First I should pick a context for algebraic K-theory. For the purpose of getting the idea across let me take the simplest: $A$ will be an $E_\infty$-space, and K-theory will be group-completion $A \mapsto A^{gp}$. Though the outline should work in any context. However, I should stress that I haven't checked the details of any of this; I'm more just brainstorming.

There is a tensor product on E_\infty-spaces satisfying the obvious universal property. In particular we can construct the "cofree coalgebra" on $A$, namely

$$Power(A) = \prod_{n\geq 0} (A^{\otimes n})^{S_n}.$$

E.g., when $A$ is finite sets under disjoint union, $Power(A)$ is functors from finite sets to finite sets, under pointwise disjoint union.

Consider furthermore the obvious diagonal map (of spaces)

$$exp: A\rightarrow Power(A).$$

Now, we can define a map $A\rightarrow B$ to be pre-polynomial if it arises as the composition of $exp$ with an $E_\infty$ map $Power(A)\rightarrow B$, and define it to be polynomial if the composition $A\rightarrow B\rightarrow B^{gp}$ is pre-polynomial.
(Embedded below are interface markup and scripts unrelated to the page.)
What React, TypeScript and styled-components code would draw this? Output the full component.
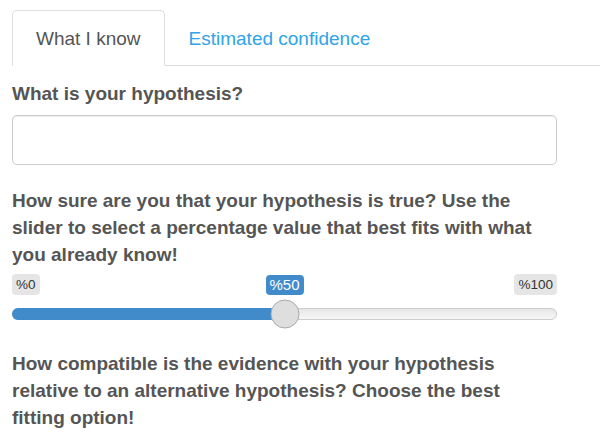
import React from "react";
import styled, { createGlobalStyle } from "styled-components";

const GlobalStyle = createGlobalStyle`
  html, body {
    margin: 0;
    padding: 0;
    background: #ffffff;
  }
  body {
    font-family: "Liberation Sans", Arial, Helvetica, sans-serif;
    color: #555555;
    font-size: 19px;
    line-height: 27px;
  }
  * { box-sizing: border-box; }
`;

const Page = styled.div`
  padding: 10px 0 0 12px;
`;

const TabList = styled.div`
  display: flex;
  border-bottom: 1px solid #dddddd;
`;

const Tab = styled.div<{ $active?: boolean }>`
  padding: 14px 23px 13px;
  margin-right: 0;
  margin-bottom: -1px;
  font-size: 19px;
  line-height: 27px;
  border: 1px solid ${(p) => (p.$active ? "#dddddd" : "transparent")};
  border-bottom-color: ${(p) => (p.$active ? "#ffffff" : "transparent")};
  border-radius: 5px 5px 0 0;
  background: ${(p) => (p.$active ? "#ffffff" : "transparent")};
  color: ${(p) => (p.$active ? "#555555" : "#2fa4e7")};
  cursor: pointer;
`;

const Form = styled.div`
  width: 545px;
  padding-top: 14px;
`;

const Group = styled.div<{ $gap?: number }>`
  margin-bottom: ${(p) => p.$gap ?? 22}px;
`;

const Label = styled.div`
  font-weight: bold;
  font-size: 19px;
  line-height: 27px;
  margin-bottom: 8px;
`;

const TextInput = styled.input`
  display: block;
  width: 545px;
  height: 50px;
  border: 1px solid #cccccc;
  border-radius: 5px;
  box-shadow: inset 0 1px 1px rgba(0, 0, 0, 0.075);
  padding: 8px 16px;
  font-family: inherit;
  font-size: 19px;
  color: #555555;
  outline: none;
`;

const Slider = styled.div`
  position: relative;
  margin-top: -2px;
`;

const LabelsRow = styled.div`
  position: relative;
  display: flex;
  justify-content: space-between;
  align-items: flex-start;
  height: 21px;
`;

const EdgeTag = styled.span`
  display: inline-block;
  font-size: 13.5px;
  line-height: 19px;
  padding: 1px 4px;
  color: #333333;
  background: rgba(0, 0, 0, 0.1);
  border-radius: 4px;
`;

const ValueTag = styled.span`
  position: absolute;
  top: 1px;
  left: 50%;
  transform: translateX(-50%);
  font-size: 15px;
  line-height: 18px;
  padding: 1px 4px;
  color: #ffffff;
  background: #428bca;
  border-radius: 4px;
`;

const Track = styled.div`
  position: relative;
  margin-top: 13px;
  height: 12px;
  border: 1px solid #cccccc;
  border-radius: 16px;
  background: linear-gradient(to bottom, #dedede -50%, #ffffff 150%);
`;

const Fill = styled.div`
  position: absolute;
  left: -1px;
  top: -1px;
  bottom: -1px;
  background: #428bca;
  border-radius: 16px 0 0 16px;
`;

const Thumb = styled.div`
  position: absolute;
  top: 50%;
  width: 29px;
  height: 29px;
  transform: translate(-50%, -50%);
  border: 1px solid #aaaaaa;
  border-radius: 50%;
  background: #dedede;
`;

export default function App() {
  const value = 50;
  return (
    <>
      <GlobalStyle />
      <Page>
        <TabList>
          <Tab $active>What I know</Tab>
          <Tab>Estimated confidence</Tab>
        </TabList>
        <Form>
          <Group>
            <Label>What is your hypothesis?</Label>
            <TextInput type="text" />
          </Group>
          <Group $gap={30}>
            <Label>
              How sure are you that your hypothesis is true? Use the slider to
              select a percentage value that best fits with what you already
              know!
            </Label>
            <Slider>
              <LabelsRow>
                <EdgeTag>%0</EdgeTag>
                <ValueTag style={{ left: `${value}%` }}>%{value}</ValueTag>
                <EdgeTag>%100</EdgeTag>
              </LabelsRow>
              <Track>
                <Fill style={{ width: `${value}%` }} />
                <Thumb style={{ left: `${value}%` }} />
              </Track>
            </Slider>
          </Group>
          <Group>
            <Label>
              How compatible is the evidence with your hypothesis relative to
              an alternative hypothesis? Choose the best fitting option!
            </Label>
          </Group>
        </Form>
      </Page>
    </>
  );
}
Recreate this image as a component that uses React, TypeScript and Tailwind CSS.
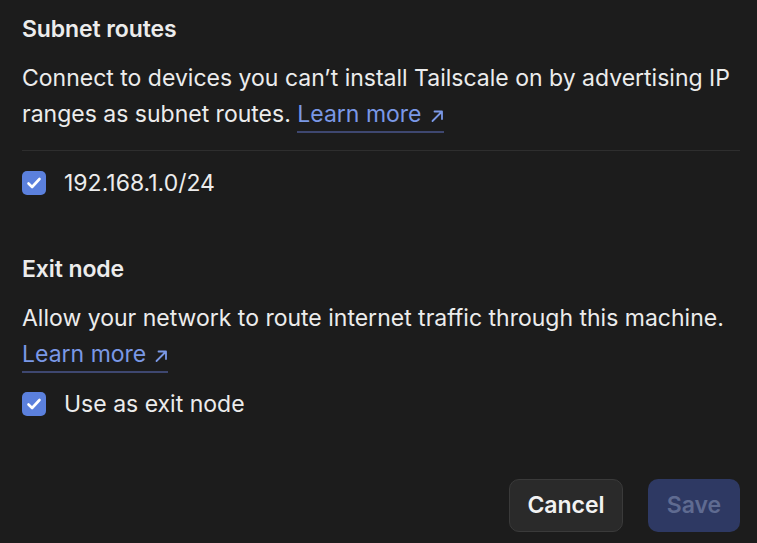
import React from "react";

function Check() {
  return (
    <span className="flex h-[24px] w-[24px] shrink-0 items-center justify-center rounded-[5px] bg-[#5b80dd]">
      <svg width="20" height="20" viewBox="0 0 20 20" fill="none">
        <path d="M4.5 10.5l3.6 3.5 7.4-8" stroke="#fff" strokeWidth="2.6" strokeLinecap="round" strokeLinejoin="round" />
      </svg>
    </span>
  );
}

function LearnMore() {
  return (
    <a className="text-[#7a98e6] border-b-[2px] border-[#3e4770] pb-[3px] whitespace-nowrap">
      Learn more
      <svg width="14" height="14" viewBox="0 0 14 14" fill="none" className="ml-[8px] inline-block align-[-1px]">
        <path d="M2.5 12L12 2.5M4.5 2.5H12V10" stroke="#7a98e6" strokeWidth="1.8" strokeLinecap="round" strokeLinejoin="round" />
      </svg>
    </a>
  );
}

export default function App() {
  return (
    <div
      className="w-[757px] h-[543px] bg-[#1c1c1c] text-[#ececec] overflow-hidden"
      style={{ fontFamily: "Inter, 'Noto Sans', sans-serif" }}
    >
      <div className="pl-[22px] pr-[17px] pt-[13px]">
        <h2 className="text-[23px] font-semibold leading-[32px] tracking-[-0.1px]">Subnet routes</h2>
        <p className="mt-[15px] text-[23px] leading-[36px]">
          Connect to devices you can’t install Tailscale on by advertising IP ranges as subnet routes.{" "}
          <LearnMore />
        </p>
        <div className="mt-[18px] border-t border-[#2e2e2e]" />
        <label className="mt-[19px] flex items-center gap-[18px] text-[23px] leading-[26px]">
          <Check />
          <span>192.168.1.0/24</span>
        </label>

        <h2 className="mt-[57px] text-[23px] font-semibold leading-[32px] tracking-[-0.1px]">Exit node</h2>
        <p className="mt-[15px] text-[23px] leading-[36px]">
          Allow your network to route internet traffic through this machine.{" "}
          <LearnMore />
        </p>
        <label className="mt-[19px] flex items-center gap-[18px] text-[23px] leading-[26px]">
          <Check />
          <span>Use as exit node</span>
        </label>

        <div className="mt-[62px] flex justify-end gap-[25px]">
          <button className="h-[53px] w-[114px] rounded-[10px] border border-[#3a3a3a] bg-[#2a2a2a] text-[23px] font-semibold text-[#f2f2f2]">
            Cancel
          </button>
          <button className="h-[53px] w-[92px] rounded-[10px] bg-[#2e3963] text-[23px] font-semibold text-[#5f6b91]">
            Save
          </button>
        </div>
      </div>
    </div>
  );
}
I believe this definition covers the examples that at least I have in mind.

Then the claim is that a polynomial map induces a map of spaces $A^{gp}\rightarrow B^{gp}$ in a natural way. But there is a subtlety here: More properly one needs a polynomial structure on a map, meaning a factorization through exp. There can be more than one such structure on any a given map $A\rightarrow B$: for an example, which I have a sneaking suspicion you're familiar with, see the bottom of this post. It is then a crucial question whether or not the induced map on group completions depends on this extra structure -- hopefully not.

To prove the claim, it clearly suffices to handle the universal case of $exp: A\rightarrow Power(A)$. For this, we can note that $Power(A)$ is a commutative algebra object of $E_\infty$-spaces under tensor product, and $exp$ turns the addition in $A$ to multiplication in $Power(A)$. It follows that the group-completion of $Power(A)$ is an $E_\infty$-ring, and there is a map of spaces $$exp: A\rightarrow Power(A)^{gp}$$ which is $E_\infty$ for the multiplicative structure on $Free(A)^{gp}$.

Now, the crucial claim is that this map in fact lands in the units of $Power(A)^{gp}$, so that it automatically extends to the group completion. This is is motivated by the fact that $e^T$ is invertible as a formal power series with inverse $e^{-T}$, but it needs to be checked rigorously.

And then of course more work needs to be done to express and prove functoriality, and one should think about the business of polynomial vs. polynomial structure, etc. But I hope this might provide some sort of guideline, even if it's not fully expressed.

An example of many different polynomial structures on the identity map $fSets\rightarrow fSets$: for any $n>0$, project $Power(fSets)$ to its $n^{th}$ component to get a finite set with $S_n$-action, then take $S_n$-fixed points.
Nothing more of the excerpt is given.